Dinimiz ilgi ve alakada öncelik
ana babaya tanımakla beraber, diğer hısım ve akrabalara karşı iyi
davranılmasınada büyük önem vermiştir. Amca, hala, teyze, dayı ve bunların
çocukları, kayın valide, kayın baba ve kayın birader gibi yakınlara karşı
insani, ahlaki ve sosyal görevler ifa edilir. Birçok ayet ve hadiste akraba ile
ilişkilerin sürdürülmesi ve onların haklarının gözetilmesi emredilmiştir.

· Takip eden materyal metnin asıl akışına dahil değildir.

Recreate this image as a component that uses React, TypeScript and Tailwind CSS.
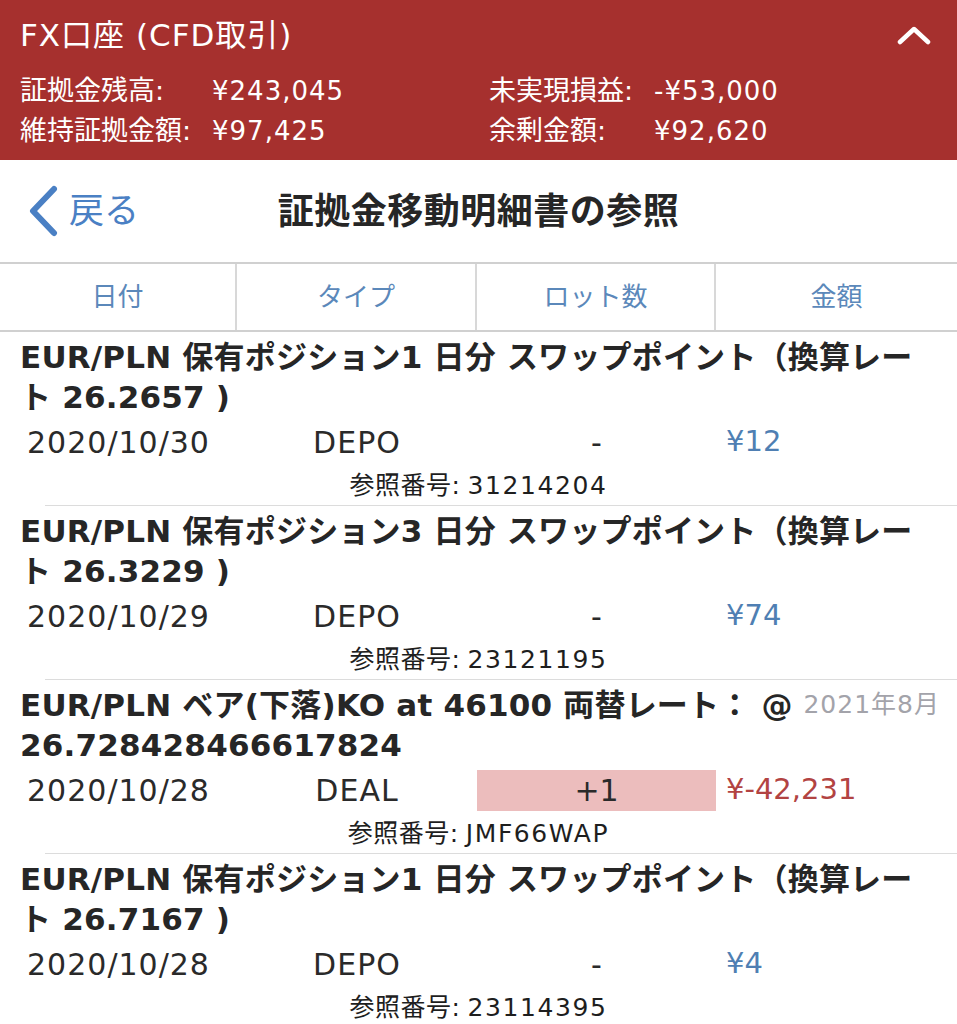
import React from "react";

const FONT = { fontFamily: '"DejaVu Sans", "Noto Sans CJK JP", "Noto Sans", sans-serif' };

type Row = {
  l1: string;
  l2: string;
  date: string;
  type: string;
  lot: string;
  amount: string;
  neg?: boolean;
  ref: string;
  stamp?: string;
};

const rows: Row[] = [
  {
    l1: "EUR/PLN 保有ポジション1 日分 スワップポイント（換算レー",
    l2: "ト 26.2657 )",
    date: "2020/10/30",
    type: "DEPO",
    lot: "-",
    amount: "¥12",
    ref: "31214204",
  },
  {
    l1: "EUR/PLN 保有ポジション3 日分 スワップポイント（換算レー",
    l2: "ト 26.3229 )",
    date: "2020/10/29",
    type: "DEPO",
    lot: "-",
    amount: "¥74",
    ref: "23121195",
  },
  {
    l1: "EUR/PLN ベア(下落)KO at 46100 両替レート： @",
    l2: "26.728428466617824",
    date: "2020/10/28",
    type: "DEAL",
    lot: "+1",
    amount: "¥-42,231",
    neg: true,
    ref: "JMF66WAP",
    stamp: "2021年8月",
  },
  {
    l1: "EUR/PLN 保有ポジション1 日分 スワップポイント（換算レー",
    l2: "ト 26.7167 )",
    date: "2020/10/28",
    type: "DEPO",
    lot: "-",
    amount: "¥4",
    ref: "23114395",
  },
];

function RowItem({ r }: { r: Row }) {
  return (
    <div className="relative">
      <div className="pt-[5px] pl-[20px] text-[31px] leading-[40px] font-semibold tracking-[0.2px] text-[#262626] whitespace-nowrap">
        <div>{r.l1}</div>
        <div>{r.l2}</div>
      </div>
      {r.stamp && (
        <div className="absolute right-[17px] top-[5px] text-[25px] leading-[40px] tracking-[1px] text-[#a3a3aa]">
          {r.stamp}
        </div>
      )}
      <div className="grid grid-cols-[237px_240px_239px_1fr] h-[50px] items-center text-[30px] text-[#2a2a2a]">
        <div className="text-center tracking-[1px]">{r.date}</div>
        <div className="text-center tracking-[1px]">{r.type}</div>
        <div className="flex justify-center">
          {r.neg ? (
            <div className="w-full h-[41px] bg-[#ecbdbd] flex items-center justify-center">
              {r.lot}
            </div>
          ) : (
            <span>{r.lot}</span>
          )}
        </div>
        <div className={`pl-[10px] text-[29px] ${r.neg ? "text-[#b24342]" : "text-[#4f7fb3]"}`}>
          {r.amount}
        </div>
      </div>
      <div className="h-[38px] flex items-center justify-center text-[25px] text-[#1e1e1e]">
        <span className="tracking-[0.5px]">参照番号:</span>
        <span className="ml-[7px] tracking-[1.6px]">{r.ref}</span>
      </div>
      <div className="ml-[45px] border-b border-[#dcdcdc]" />
    </div>
  );
}

export default function App() {
  return (
    <div className="w-[957px] h-[1024px] overflow-hidden bg-white" style={FONT}>
      {/* Red account header */}
      <div className="bg-[#a6302e] text-white h-[160px] px-[20px]">
        <div className="h-[68px] pt-[2px] flex items-center justify-between">
          <div className="text-[31px] tracking-[1px]">FX口座 (CFD取引)</div>
          <svg width="34" height="20" viewBox="0 0 34 20" className="mr-[6px]">
            <path d="M3 17 L17 4 L31 17" fill="none" stroke="white" strokeWidth="4.5" strokeLinecap="round" strokeLinejoin="round" />
          </svg>
        </div>
        <div className="pt-[3px] grid grid-cols-[192px_277px_165px_1fr] text-[27px]">
          <div className="h-[40px] flex items-center">証拠金残高:</div>
          <div className="h-[40px] flex items-center text-[26px] tracking-[1px]">¥243,045</div>
          <div className="h-[40px] flex items-center">未実現損益:</div>
          <div className="h-[40px] flex items-center text-[26px] tracking-[1px]">-¥53,000</div>
          <div className="h-[40px] flex items-center">維持証拠金額:</div>
          <div className="h-[40px] flex items-center text-[26px] tracking-[1px]">¥97,425</div>
          <div className="h-[40px] flex items-center">余剰金額:</div>
          <div className="h-[40px] flex items-center text-[26px] tracking-[1px]">¥92,620</div>
        </div>
      </div>

      {/* Nav bar */}
      <div className="h-[102px] grid grid-cols-[1fr_auto_1fr] items-center">
        <div className="flex items-center pl-[28px] text-[#4a80c4]">
          <svg width="32" height="52" viewBox="0 0 32 52">
            <path d="M26 4 L5 26 L26 48" fill="none" stroke="#4a80c4" strokeWidth="6" strokeLinecap="round" strokeLinejoin="round" />
          </svg>
          <span className="ml-[9px] text-[35px]">戻る</span>
        </div>
        <div className="text-[36px] font-bold tracking-[0.5px] text-[#262626] pt-[2px]">証拠金移動明細書の参照</div>
        <div />
      </div>

      {/* Column headers */}
      <div className="grid grid-cols-[237px_240px_239px_1fr] h-[70px] border-t-2 border-b-2 border-[#d0d0d0] text-[26px] text-[#5b88ba]">
        <div className="flex items-center justify-center border-r-2 border-[#d8d8d8]">日付</div>
        <div className="flex items-center justify-center border-r-2 border-[#d8d8d8]">タイプ</div>
        <div className="flex items-center justify-center border-r-2 border-[#d8d8d8]">ロット数</div>
        <div className="flex items-center justify-center">金額</div>
      </div>

      {rows.map((r, i) => (
        <RowItem key={i} r={r} />
      ))}
    </div>
  );
}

Kur’an-ı Kerim’ de ” Şüphesiz
Allah, adaleti, iyilik yapmayı, yakınlara yardım etmeyi emereder…. ” (
Nahl,16/19 ) ” Akrabaya, yoksula ve yolda kalmış yolscuya hakkını ver…. ” (
İsra,17/26 ) anlamındaki ayetler ve ” Akrabalık bağını koparan kimse ( cezasını
çekmeden ) cennete giremez ” ( Buhari, “edep” , 11 ) ; ” Faziletli işlerin en
üstünü senden ziyareti kesen akrabanı ziyaret ederek ilişkini sürdürmendir. ” (
Ahmed,III,438 ) anlamındaki hadisler akraba ziyaretinin önemli olduğunu
belirtmektedir. Bu nedenle, akrabaların sevinçli ve acılı günlerinde yanlarında
bulunmak hem insalık hemde dini görevlerimizdendir. Onlara fiili veya sözli
olarak her hangi bir zarar vermemeli, onları kötülememeli, unutmamalı ve dargın
durmamalıyız.
Akrabalık ilişkilerini sürdürmek
farz, bu ilişkileri koparmak ise haramdır. akrabasını unutmayan, onlar ile
ilişkisini sürdüren kimse sevap, aksine davranıp koparanda günah kazanmış olur.
Bir adam Peygamberimize:
– Ya Resulallah ! Bana cennete
girmeme vesile olacak bir amel söyle, dedi. Peygamberimiz:
– ” Allah’ü Teâlâ’ya ibadet eder
ve ona hiç bir şeyi ortak koşmazsın, namazı kılar, zekâtı verir, akrabayı
gözetirsin ” ( Buhari “Edeb”,10 ) buyurdu.